Invesco S&P International Developed Momentum ETF (IDMO) seeks to track the S&P Developed Ex-U.S. & South Korea LargeMidCap Momentum Index, which measures the performance of large- and mid-cap stocks from developed international markets that exhibit the strongest price momentum characteristics over the past 12 months.
How It Works
IDMO uses a rules-based momentum scoring system that ranks eligible international developed market stocks by their risk-adjusted price performance over 6- and 12-month periods. The index selects the top 100 stocks with highest momentum scores and weights them by market capitalization within momentum tiers.

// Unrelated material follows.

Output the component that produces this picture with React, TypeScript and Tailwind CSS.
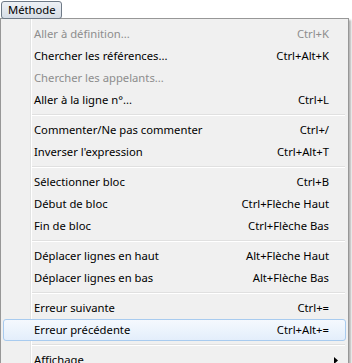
import React from "react";

type Item =
  | { sep: true }
  | { label: string; sc?: string; disabled?: boolean; hot?: boolean; sub?: boolean; sep?: false };

const items: Item[] = [
  { label: "Aller à définition...", sc: "Ctrl+K", disabled: true },
  { label: "Chercher les références...", sc: "Ctrl+Alt+K" },
  { label: "Chercher les appelants...", disabled: true },
  { label: "Aller à la ligne n°...", sc: "Ctrl+L" },
  { sep: true },
  { label: "Commenter/Ne pas commenter", sc: "Ctrl+/" },
  { label: "Inverser l'expression", sc: "Ctrl+Alt+T" },
  { sep: true },
  { label: "Sélectionner bloc", sc: "Ctrl+B" },
  { label: "Début de bloc", sc: "Ctrl+Flèche Haut" },
  { label: "Fin de bloc", sc: "Ctrl+Flèche Bas" },
  { sep: true },
  { label: "Déplacer lignes en haut", sc: "Alt+Flèche Haut" },
  { label: "Déplacer lignes en bas", sc: "Alt+Flèche Bas" },
  { sep: true },
  { label: "Erreur suivante", sc: "Ctrl+=" },
  { label: "Erreur précédente", sc: "Ctrl+Alt+=", hot: true },
  { sep: true },
  { label: "Affichage", sub: true },
];

export default function App() {
  return (
    <div
      className="w-[352px] h-[363px] bg-white overflow-hidden text-[11.25px] text-black"
      style={{ fontFamily: '"Noto Sans", "Open Sans", sans-serif' }}
    >
      {/* menu bar */}
      <div className="h-[19px] flex items-start pl-[1px] pt-[1px]">
        <div className="h-[18px] pl-[6px] pr-[5px] flex items-center rounded-[3px] border border-[#6f7a87] bg-gradient-to-b from-[#eef1f5] to-[#d6dde6] leading-none">
          <span>Méthode</span>
        </div>
      </div>

      {/* popup menu */}
      <div className="w-[349px] -mt-[1px] border border-[#979797] bg-[linear-gradient(to_right,#f0f0f0_29px,#e2e3e3_29px,#e2e3e3_30px,#ffffff_30px,#ffffff_31px,#f0f0f0_31px)] pt-[4px] pb-[2px] px-[2px] shadow-[2px_2px_2px_rgba(0,0,0,0.3)]">
        {items.map((it, i) =>
          it.sep ? (
            <div key={i} className="h-[8px] flex flex-col justify-center pl-[29px] pr-[1px]">
              <div className="h-[1px] bg-[#e0e0e0]" />
              <div className="h-[1px] bg-white" />
            </div>
          ) : (
            <div
              key={i}
              className={
                "h-[22px] flex items-center pl-[30px] " +
                (it.sub ? "pr-[7px] " : "pr-[16px] ") +
                (it.hot
                  ? "rounded-[3px] border border-[#a8cbef] bg-gradient-to-b from-[#f5f9fe] to-[#e3eefb]"
                  : "border border-transparent")
              }
            >
              <span className={it.disabled ? "text-[#8d8d8d]" : "text-black"}>{it.label}</span>
              <span className="flex-1" />
              {it.sc && <span className={it.disabled ? "text-[#8d8d8d]" : "text-black"}>{it.sc}</span>}
              {it.sub && (
                <svg width="4" height="7" viewBox="0 0 4 7">
                  <path d="M0 0 L4 3.5 L0 7 Z" fill="#000" />
                </svg>
              )}
            </div>
          )
        )}
      </div>
    </div>
  );
}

Holdings are rebalanced semi-annually in May and November, with quarterly reviews for additions and deletions to maintain momentum exposure.
Key Features
- Targets international stocks with strongest recent price momentum, potentially capturing continued outperformance trends in global markets
- Focuses on developed markets excluding U.S. and South Korea, providing diversified momentum exposure across Europe, Japan, and other regions
- Semi-annual rebalancing ensures portfolio maintains exposure to current momentum leaders while managing turnover costs
Risks
- This ETF can lose value when momentum strategies reverse, as previously strong-performing stocks often experience sharp corrections of 20-40% during market rotations
- Momentum investing creates concentration risk in trending sectors or regions, potentially amplifying losses when those areas fall out of favor
- International developed market exposure subjects the fund to currency fluctuations, geopolitical risks, and economic slowdowns in Europe, Japan, and other regions
Who Should Own This
Best suited as a satellite holding (5-15% of international allocation) for tactical investors with 1-3 year time horizons seeking to capitalize on international momentum trends. Requires high risk tolerance due to momentum strategy volatility and potential for sharp reversals. Appropriate for investors comfortable with active factor-based strategies.